··· RAW DATA ···

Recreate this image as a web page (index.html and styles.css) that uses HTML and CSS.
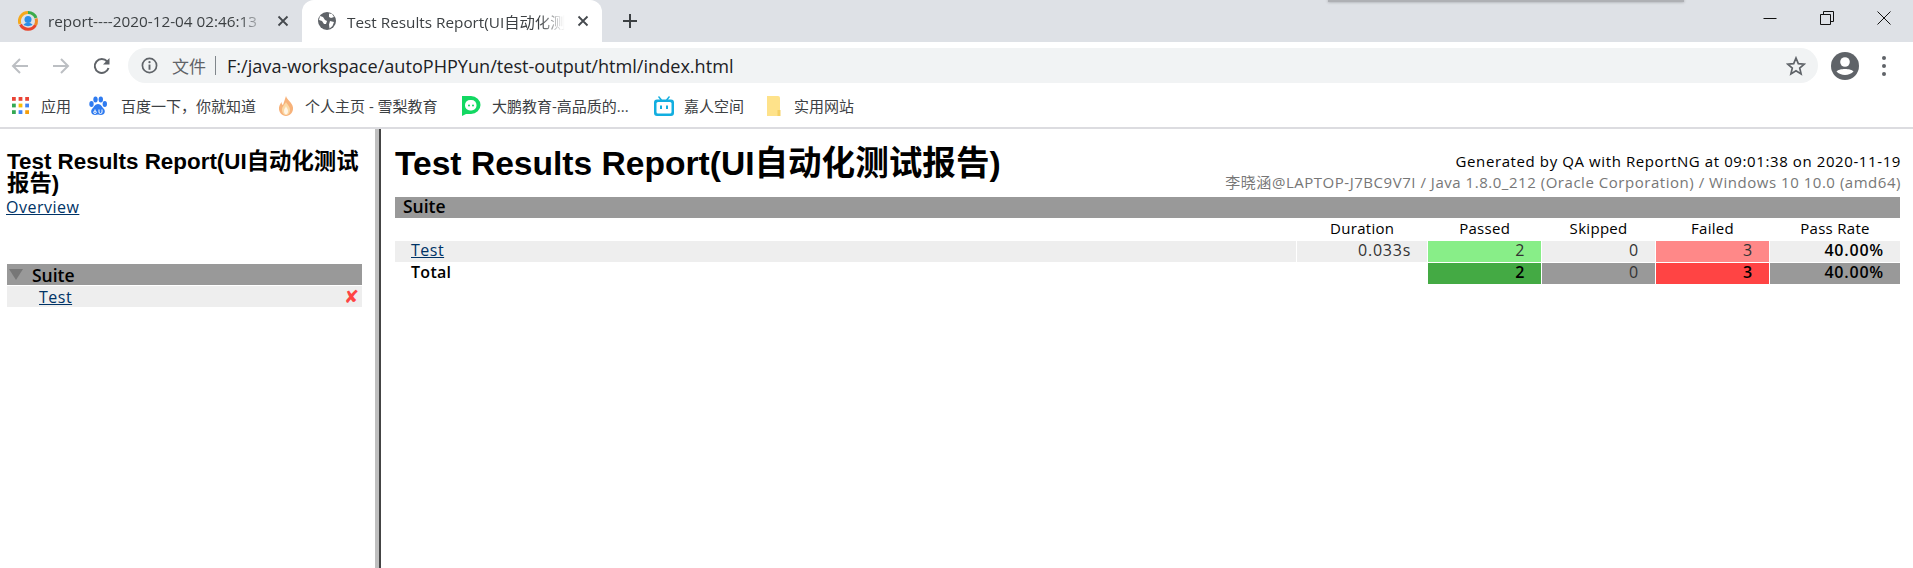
FILE: index.html
```html
<!DOCTYPE html>
<html lang="zh">
<head>
<meta charset="utf-8">
<title>Test Results Report</title>
<link rel="stylesheet" href="styles.css">
</head>
<body>
<div class="browser">
  <div class="tabstrip">
    <div class="tab">
      <svg class="favicon" viewBox="0 0 20 20"><path d="M10 1.500A8.500 8.500 0 0 0 2 13" fill="none" stroke="#f5a81c" stroke-width="3"/><path d="M10 1.500A8.500 8.500 0 0 1 18 7" fill="none" stroke="#3cab4a" stroke-width="3"/><path d="M2.500 13.500A8.500 8.500 0 0 0 17.500 14" fill="none" stroke="#e8452c" stroke-width="3"/><path d="M18 7.500A8.500 8.500 0 0 1 17.500 14" fill="none" stroke="#f08a24" stroke-width="3"/><circle cx="10" cy="8.500" r="3.500" fill="#2a8ee8"/><path d="M5.500 14c1.500-3 7.500-3 9 0-3 1.500-6 1.500-9 0z" fill="#2a8ee8"/></svg>
      <span class="tab-label">report----2020-12-04 02:46:13</span>
      <svg class="tab-close" viewBox="0 0 12 12"><path d="M1.500 1.500l9 9M10.500 1.500l-9 9" stroke="#45494e" stroke-width="1.800"/></svg>
    </div>
    <div class="tab active">
      <svg class="favicon" viewBox="0 0 20 20"><circle cx="10" cy="10" r="9" fill="#5f6368"/><path d="M3 5l3 1 2 3 2 1-1 3-2 0-2-3-3-1zM12 2.500l3 .5 2 3-3 1-2-1zM13 10l4 1-1.500 4-3 2.500-.5-4z" fill="#fff"/></svg>
      <span class="tab-label">Test Results Report(UI自动化测试报告)</span>
      <svg class="tab-close" viewBox="0 0 12 12"><path d="M1.500 1.500l9 9M10.500 1.500l-9 9" stroke="#45494e" stroke-width="1.800"/></svg>
    </div>
    <svg class="new-tab" viewBox="0 0 16 16"><path d="M8 1v14M1 8h14" stroke="#3c4043" stroke-width="2"/></svg>
    <div class="window-buttons">
      <svg class="win-btn" viewBox="0 0 16 16"><path d="M1.500 8.500h13" stroke="#111" stroke-width="1"/></svg>
      <svg class="win-btn" viewBox="0 0 16 16"><path d="M1.500 4.500h10v10h-10zM4.500 4.500v-3h10v10h-3" fill="none" stroke="#111" stroke-width="1"/></svg>
      <svg class="win-btn" viewBox="0 0 16 16"><path d="M1.500 1.500l13 13M14.500 1.500l-13 13" stroke="#111" stroke-width="1"/></svg>
    </div>
    <div class="overlap-shadow"></div>
  </div>
  <div class="toolbar">
    <svg class="nav-icon" viewBox="0 0 20 20"><path d="M18 10H3M10 3l-7 7 7 7" fill="none" stroke="#bcbfc3" stroke-width="2"/></svg>
    <svg class="nav-icon" viewBox="0 0 20 20"><path d="M2 10h15M10 3l7 7-7 7" fill="none" stroke="#bcbfc3" stroke-width="2"/></svg>
    <svg class="nav-icon" viewBox="0 0 20 20"><path d="M16.500 12a7 7 0 1 1-1.300-6.500" fill="none" stroke="#5f6368" stroke-width="2"/><path d="M17.500 2v6.500H11z" fill="#5f6368"/></svg>
    <div class="omnibox">
      <svg class="info-icon" viewBox="0 0 18 18"><circle cx="9" cy="9" r="7.500" fill="none" stroke="#5f6368" stroke-width="1.800"/><path d="M9 8v5.500" stroke="#5f6368" stroke-width="2"/><circle cx="9" cy="5.500" r="1.200" fill="#5f6368"/></svg>
      <span class="scheme">文件</span>
      <span class="divider-bar"></span>
      <span class="url">F:/java-workspace/autoPHPYun/test-output/html/index.html</span>
      <svg class="star" viewBox="0 0 20 20"><path d="M10 2l2.300 5.600 6 .5-4.600 3.900 1.400 5.900L10 14.800 4.900 17.900l1.400-5.900L1.700 8.100l6-.5z" fill="none" stroke="#5f6368" stroke-width="1.700"/></svg>
    </div>
    <svg class="avatar" viewBox="0 0 28 28"><circle cx="14" cy="14" r="14" fill="#5f6368"/><circle cx="14" cy="10" r="4.800" fill="#fff"/><path d="M5.500 19.500c2-3.500 15-3.500 17 0-4 4.500-13 4.500-17 0z" fill="#fff"/></svg>
    <svg class="menu-dots" viewBox="0 0 6 22"><circle cx="3" cy="3" r="2" fill="#5f6368"/><circle cx="3" cy="11" r="2" fill="#5f6368"/><circle cx="3" cy="19" r="2" fill="#5f6368"/></svg>
  </div>
  <div class="bookmarks">
    <div class="bookmark b-apps">
      <svg class="bm-icon apps" viewBox="0 0 18 18"><g fill="#ea4335"><rect x="0" y="0" width="4" height="4"/><rect x="7" y="0" width="4" height="4"/><rect x="14" y="0" width="4" height="4"/></g><g fill="#34a853"><rect x="0" y="7" width="4" height="4"/><rect x="0" y="14" width="4" height="4"/></g><rect x="7" y="7" width="4" height="4" fill="#fbbc05"/><rect x="14" y="7" width="4" height="4" fill="#4285f4"/><rect x="7" y="14" width="4" height="4" fill="#4285f4"/><rect x="14" y="14" width="4" height="4" fill="#f59e0b"/></svg>
      <span>应用</span>
    </div>
    <div class="bookmark b-baidu">
      <svg class="bm-icon" viewBox="0 0 20 20"><g fill="#2f7bf0"><ellipse cx="3.500" cy="8" rx="2.200" ry="3"/><ellipse cx="7.500" cy="3.500" rx="2.200" ry="3"/><ellipse cx="12.800" cy="3.500" rx="2.200" ry="3"/><ellipse cx="16.800" cy="8" rx="2.200" ry="3"/><path d="M10 8c3 0 4 3 6 5 2 3 0 6-3 6-1 0-2-.5-3-.5s-2 .5-3 .5c-3 0-5-3-3-6 2-2 3-5 6-5z"/></g><path d="M7 13.500v3M7 15a1.300 1.300 0 1 0 .01 0M11 13.500v2.500a1.500 1.500 0 0 0 3 0v-2.500" fill="none" stroke="#fff" stroke-width="1"/></svg>
      <span>百度一下，你就知道</span>
    </div>
    <div class="bookmark b-flame">
      <svg class="bm-icon" viewBox="0 0 20 20"><path d="M10 0c1 4 6 6 7 11.500C17.500 16 14 20 10 20s-7.500-4-7-8.500C3.500 9 4.500 8 5.500 6c0 2 1 3 1.500 3C8 6 9 3 10 0z" fill="#f7b27a"/><path d="M10 6c.5 2 4 4 4 8 0 3-2 5-4 5s-4-2-4-5c0-4 3.500-6 4-8z" fill="#fbd9a6"/><path d="M10 10c.3 1.500 2 3 2 5 0 2-1 3.500-2 3.500S8 17 8 15c0-2 1.700-3.500 2-5z" fill="#fff6e8"/></svg>
      <span>个人主页 - 雪梨教育</span>
    </div>
    <div class="bookmark b-dapeng">
      <svg class="bm-icon" viewBox="0 0 20 20"><path d="M1 0h9a9.500 9 0 0 1 0 18H5l-4 2z" fill="#12d862"/><rect x="4" y="4" width="11.500" height="10.500" rx="5" fill="#fff"/><circle cx="8" cy="9.500" r="1" fill="#12d862"/><circle cx="12" cy="9.500" r="1" fill="#12d862"/></svg>
      <span>大鹏教育-高品质的...</span>
    </div>
    <div class="bookmark b-bili">
      <svg class="bm-icon" viewBox="0 0 20 20"><path d="M5 0l3 3.500h4L15 0l1 1-2 2.500h3a3 3 0 0 1 3 3V17a3 3 0 0 1-3 3H3a3 3 0 0 1-3-3V6.500a3 3 0 0 1 3-3h3L4 1z" fill="#12aee0"/><rect x="2.500" y="6" width="15" height="11.500" rx="1.500" fill="#fff"/><rect x="6" y="9.500" width="2" height="3.500" fill="#12aee0"/><rect x="12" y="9.500" width="2" height="3.500" fill="#12aee0"/></svg>
      <span>嘉人空间</span>
    </div>
    <div class="bookmark b-folder">
      <svg class="bm-icon folder" viewBox="0 0 15 20"><path d="M1 0h11a2 2 0 0 1 2 2v18H1z" fill="#fee28a"/><path d="M11.500 14h3v6h-3z" fill="#f5d166"/></svg>
      <span>实用网站</span>
    </div>
  </div>
</div>
<div class="frames">
  <aside class="menu">
    <h1 class="menu-title">Test Results Report(UI自动化测试报告)</h1>
    <a class="link overview" href="#">Overview</a>
    <div class="suite-head"><span class="triangle"></span><span>Suite</span></div>
    <div class="suite-test"><a class="link" href="#">Test</a><span class="cross">✘</span></div>
  </aside>
  <div class="frame-split"></div>
  <main class="content">
    <header class="report-head">
      <h1 class="report-title">Test Results Report(UI自动化测试报告)</h1>
      <div class="meta">
        <div>Generated by QA with ReportNG at 09:01:38 on 2020-11-19</div>
        <div class="sys">李晓涵@LAPTOP-J7BC9V7I / Java 1.8.0_212 (Oracle Corporation) / Windows 10 10.0 (amd64)</div>
      </div>
    </header>
    <table class="results">
      <colgroup>
        <col class="c-name"><col class="c-dur"><col class="c-num"><col class="c-num"><col class="c-num"><col class="c-rate">
      </colgroup>
      <thead>
        <tr><th class="suite" colspan="6">Suite</th></tr>
        <tr class="cols"><th></th><th>Duration</th><th>Passed</th><th>Skipped</th><th>Failed</th><th>Pass Rate</th></tr>
      </thead>
      <tbody>
        <tr class="row">
          <td class="name"><a class="link" href="#">Test</a></td>
          <td class="num">0.033s</td>
          <td class="num pass">2</td>
          <td class="num">0</td>
          <td class="num fail">3</td>
          <td class="num rate">40.00%</td>
        </tr>
        <tr class="total">
          <td class="name">Total</td>
          <td class="blank"></td>
          <td class="num t-pass">2</td>
          <td class="num t-skip">0</td>
          <td class="num t-fail">3</td>
          <td class="num t-rate">40.00%</td>
        </tr>
      </tbody>
    </table>
  </main>
</div>
</body>
</html>
```
FILE: styles.css
```css
* { box-sizing: border-box; }
html, body { margin: 0; padding: 0; height: 568px; overflow: hidden; background: #fff; }
body { font-family: "Open Sans", "Noto Sans CJK SC", sans-serif; color: #000; }

.browser { height: 129px; border-bottom: 2px solid #dcdce0; }

/* tab strip */
.tabstrip { position: relative; display: flex; align-items: center; height: 42px; background: #dee1e6; }
.tab { display: flex; align-items: center; width: 300px; height: 42px; padding: 0 12px 0 16px; color: #3c4043; font-size: 15.300px; }
.tab:first-child { width: 302px; padding-left: 18px; }
.tab.active { background: #fff; border-radius: 12px 12px 0 0; padding-left: 15px; }
.favicon { flex: none; width: 20px; height: 20px; }
.tab-label { flex: 1; min-width: 0; margin-left: 10px; overflow: hidden; white-space: nowrap; -webkit-mask-image: linear-gradient(to right, #000 88%, transparent 100%); mask-image: linear-gradient(to right, #000 88%, transparent 100%); }
.tab-close { flex: none; width: 12px; height: 12px; margin: 0 1px 0 12px; }
.new-tab { flex: none; width: 16px; height: 16px; margin-left: 20px; }
.window-buttons { display: flex; gap: 41px; margin-left: auto; margin-right: 21px; }
.win-btn { width: 16px; height: 16px; margin-top: -6px; }
.overlap-shadow { position: absolute; left: 1328px; top: 0; width: 356px; height: 2px; background: #aeb0b4; box-shadow: 0 0 3px #8e9094; }

/* toolbar */
.toolbar { display: flex; align-items: center; height: 42px; padding: 5px 0 0 10px; background: #fff; }
.nav-icon { flex: none; width: 20px; height: 20px; margin-right: 21px; }
.omnibox { flex: none; display: flex; align-items: center; width: 1690px; height: 35px; margin-left: -5px; padding: 0 12px 0 13px; border-radius: 18px; background: #f1f3f4; }
.info-icon { flex: none; width: 17px; height: 17px; }
.scheme { margin-left: 14px; font-size: 17px; color: #5f6368; }
.divider-bar { width: 1px; height: 19px; margin: 0 11px 0 9px; background: #80868b; }
.url { flex: 1; font-size: 18.100px; color: #202124; white-space: nowrap; }
.star { flex: none; width: 20px; height: 20px; }
.avatar { flex: none; width: 28px; height: 28px; margin-left: 13px; }
.menu-dots { flex: none; width: 6px; height: 22px; margin-left: 22px; }

/* bookmarks */
.bookmarks { display: flex; align-items: center; height: 43px; padding-left: 12px; background: #fff; }
.bookmark { display: flex; align-items: center; font-size: 15px; color: #3c4043; white-space: nowrap; }
.bm-icon { flex: none; width: 20px; height: 20px; }
.bm-icon.apps { width: 17px; height: 17px; }
.bm-icon.folder { width: 15px; }
.b-apps { gap: 12px; width: 76px; }
.b-baidu { gap: 13px; width: 188px; }
.b-flame { gap: 9px; width: 185px; }
.b-dapeng { gap: 11px; width: 193px; }
.b-bili { gap: 10px; width: 112px; }
.b-folder { gap: 13px; }

/* frames */
.frames { display: flex; height: 439px; }
.menu { flex: none; width: 375px; padding: 22px 13px 0 7px; }
.menu-title { margin: 0; font: bold 22.400px/22px "Liberation Sans", "Noto Sans CJK SC", sans-serif; }
.overview { display: block; width: max-content; font-size: 16px; line-height: 24px; margin-left: -1px; }
.link { color: #036; text-decoration: underline; letter-spacing: .5px; }
.suite-head { display: flex; align-items: center; height: 21px; margin-top: 45px; background: #999; font-weight: 600; font-size: 17.500px; }
.triangle { width: 0; height: 0; margin: 0 9px 0 2px; border-style: solid; border-width: 11px 7px 0; border-color: #777 transparent transparent; }
.suite-test { display: flex; align-items: center; justify-content: space-between; height: 21px; margin-top: 1px; padding: 0 3px 0 32px; background: #eee; font-size: 16px; line-height: 20px; }
.cross { color: #f44; font: 18px/20px "DejaVu Sans", sans-serif; }

.frame-split { flex: none; width: 6px; background: linear-gradient(to right, #bfbfbf 0 4px, #444 4px 6px); }

.content { flex: 1; padding: 16px 12px 0 14px; }
.report-head { display: flex; justify-content: space-between; align-items: flex-end; height: 51px; }
.report-title { margin: 0; font: bold 33.600px/38px "Liberation Sans", "Noto Sans CJK SC", sans-serif; white-space: nowrap; align-self: flex-start; }
.meta { text-align: right; font-size: 15px; line-height: 21px; letter-spacing: .6px; padding-bottom: 3px; }
.sys { color: #777; letter-spacing: .53px; }

.results { table-layout: fixed; border-collapse: separate; border-spacing: 1px; margin: 0 0 0 -1px; font-size: 16px; line-height: 19px; letter-spacing: .8px; }
.c-name { width: 902px; }
.c-dur { width: 130px; }
.c-num { width: 113px; }
.c-rate { width: 130px; }
.results th, .results td { height: 21px; padding: 0 0 2px; font-weight: 400; white-space: nowrap; }
.results th.suite { background: #999; text-align: left; padding-left: 8px; font-weight: 600; font-size: 17.500px; letter-spacing: 0; }
.cols th { text-align: center; font-size: 15px; line-height: 18px; letter-spacing: .3px; }
.results .cols th { padding-bottom: 3px; }
.row td { background: #eee; }
.results td.name { padding-left: 16px; letter-spacing: .3px; }
.results td.num { text-align: right; padding-right: 16px; }
.row .num { color: #333; }
.results td.pass { background: #88ee88; }
.results td.fail { background: #ff8888; }
.results td.rate, .total td { font-weight: 600; color: #000; }
.results td.t-pass { background: #44aa44; }
.results td.t-skip { background: #999; color: #333; font-weight: 400; }
.results td.t-fail { background: #ff4444; }
.results td.t-rate { background: #999; }
```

···

**WHAT YOU ARE ASKED TO DO**
Extract, from the material above, each line holding the word "styles".

**THE RESPONSE**
Recreate this image as a web page (index.html and styles.css) that uses HTML and CSS.
<link rel="stylesheet" href="styles.css">
FILE: styles.css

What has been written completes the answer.